In 1651, Louis was 13 and came of age. He married his cousin, Maria-Theresa of Austria, in 1660. Mazarin died the following year and so began a very personal reign, marked by restoration of the king’s authority and the consolidation and invention of a new royalty.
Summer: the height of Absolutism
The king restored the apparatus of state: he established an administrative monarchy, run by elite clerks, notably embodied by his prime minister Colbert. Together, they remodelled a society which still displayed accumulated peculiarities, disparate languages and customs, in which power was diluted by the administrative and judicial labyrinth.

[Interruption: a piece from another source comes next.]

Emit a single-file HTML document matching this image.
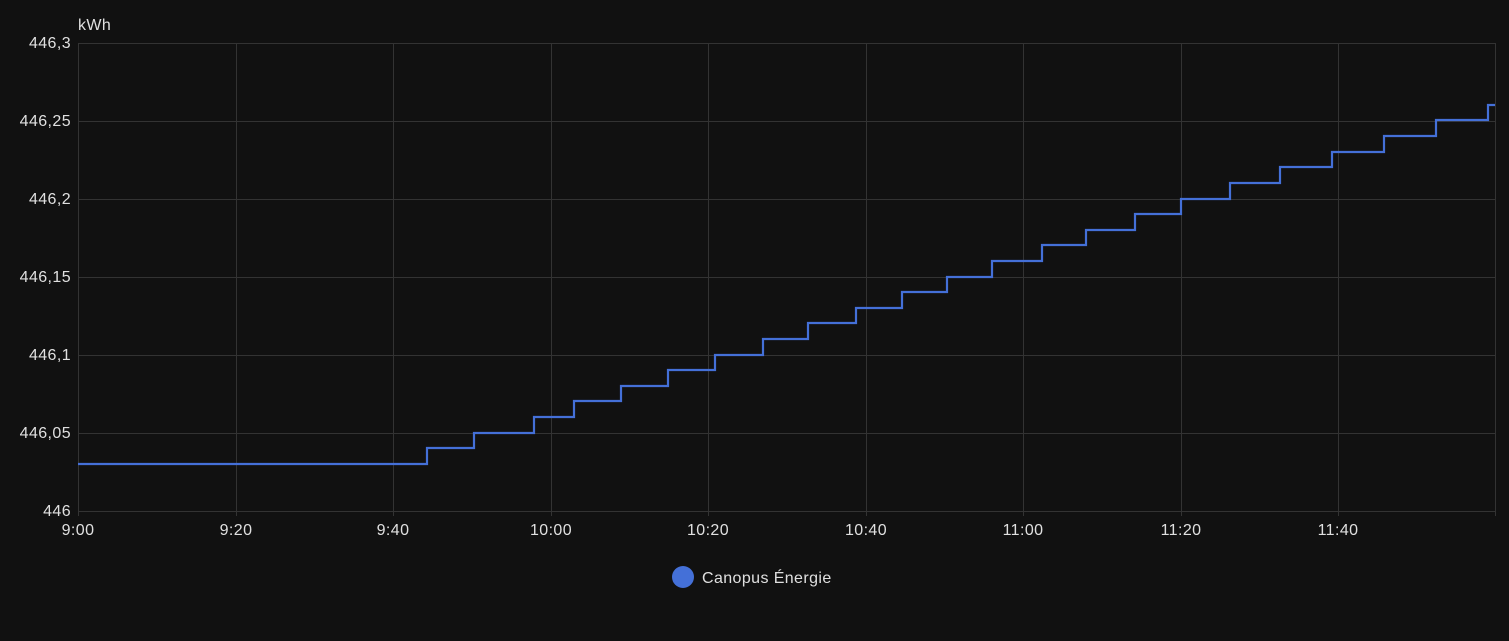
<!DOCTYPE html><html><head><style>html,body{margin:0;background:#111111;width:1509px;height:641px;overflow:hidden}</style></head><body>
<svg width="1509" height="641" xmlns="http://www.w3.org/2000/svg" font-family="Liberation Sans, sans-serif" font-size="16" fill="#e0e0e0" letter-spacing="0.4">
<g stroke="#333" stroke-width="1">
<line x1="78" y1="43.5" x2="1495" y2="43.5"/><line x1="78" y1="121.5" x2="1495" y2="121.5"/><line x1="78" y1="199.5" x2="1495" y2="199.5"/><line x1="78" y1="277.5" x2="1495" y2="277.5"/><line x1="78" y1="355.5" x2="1495" y2="355.5"/><line x1="78" y1="433.5" x2="1495" y2="433.5"/><line x1="78" y1="511.5" x2="1495" y2="511.5"/>
<line x1="78.5" y1="43" x2="78.5" y2="516"/><line x1="236.5" y1="43" x2="236.5" y2="516"/><line x1="393.5" y1="43" x2="393.5" y2="516"/><line x1="551.5" y1="43" x2="551.5" y2="516"/><line x1="708.5" y1="43" x2="708.5" y2="516"/><line x1="866.5" y1="43" x2="866.5" y2="516"/><line x1="1023.5" y1="43" x2="1023.5" y2="516"/><line x1="1181.5" y1="43" x2="1181.5" y2="516"/><line x1="1338.5" y1="43" x2="1338.5" y2="516"/><line x1="1495.5" y1="43" x2="1495.5" y2="516"/>
</g>
<polyline fill="none" stroke="#4470d8" stroke-width="2.2" points="78,464 427,464 427,448 474,448 474,433 534,433 534,417 574,417 574,401 621,401 621,386 668,386 668,370 715,370 715,355 763,355 763,339 808,339 808,323 856,323 856,308 902,308 902,292 947,292 947,277 992,277 992,261 1042,261 1042,245 1086,245 1086,230 1135,230 1135,214 1181,214 1181,199 1230,199 1230,183 1280,183 1280,167 1332,167 1332,152 1384,152 1384,136 1436,136 1436,120 1488,120 1488,105 1495,105"/>
<text x="78" y="30">kWh</text>
<g text-anchor="end">
<text x="71" y="48">446,3</text><text x="71" y="126">446,25</text><text x="71" y="204">446,2</text><text x="71" y="282">446,15</text><text x="71" y="360">446,1</text><text x="71" y="438">446,05</text><text x="71" y="516">446</text>
</g>
<g text-anchor="middle">
<text x="78" y="535">9:00</text><text x="236" y="535">9:20</text><text x="393" y="535">9:40</text><text x="551" y="535">10:00</text><text x="708" y="535">10:20</text><text x="866" y="535">10:40</text><text x="1023" y="535">11:00</text><text x="1181" y="535">11:20</text><text x="1338" y="535">11:40</text>
</g>
<circle cx="683" cy="577" r="11" fill="#4470d8"/>
<text x="702" y="583">Canopus Énergie</text>
</svg>
</body></html>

They constructed and defended a centralized state, founded on absolute authority and a new order: the Louis Code (1667), the Criminal Code (1670), the maritime edict (1669), trade ordinance (1670), creation of factories, development of the colonies and the ambitious cultural policy based on the Academies. Within this strong, united, coherent state ("one king, one faith, one law"), the revocation of the Edict of Nantes caused a serious crisis in French society, of which French Protestants would be the tragic victims.
Autumn: great ambitions
Louis XIV passionately loved war, “too much”, as he would admit himself at the end of his life. He spent 32 years of his reign and a large proportion of his kingdom’s resources on this inclination. From suffering, these wars nevertheless drew the outline of France we know today, within its natural borders. These wars also set Europe against France, led the state to the point of bankruptcy and subjected its people to taxation pressure which was to sow the seeds of future revolts.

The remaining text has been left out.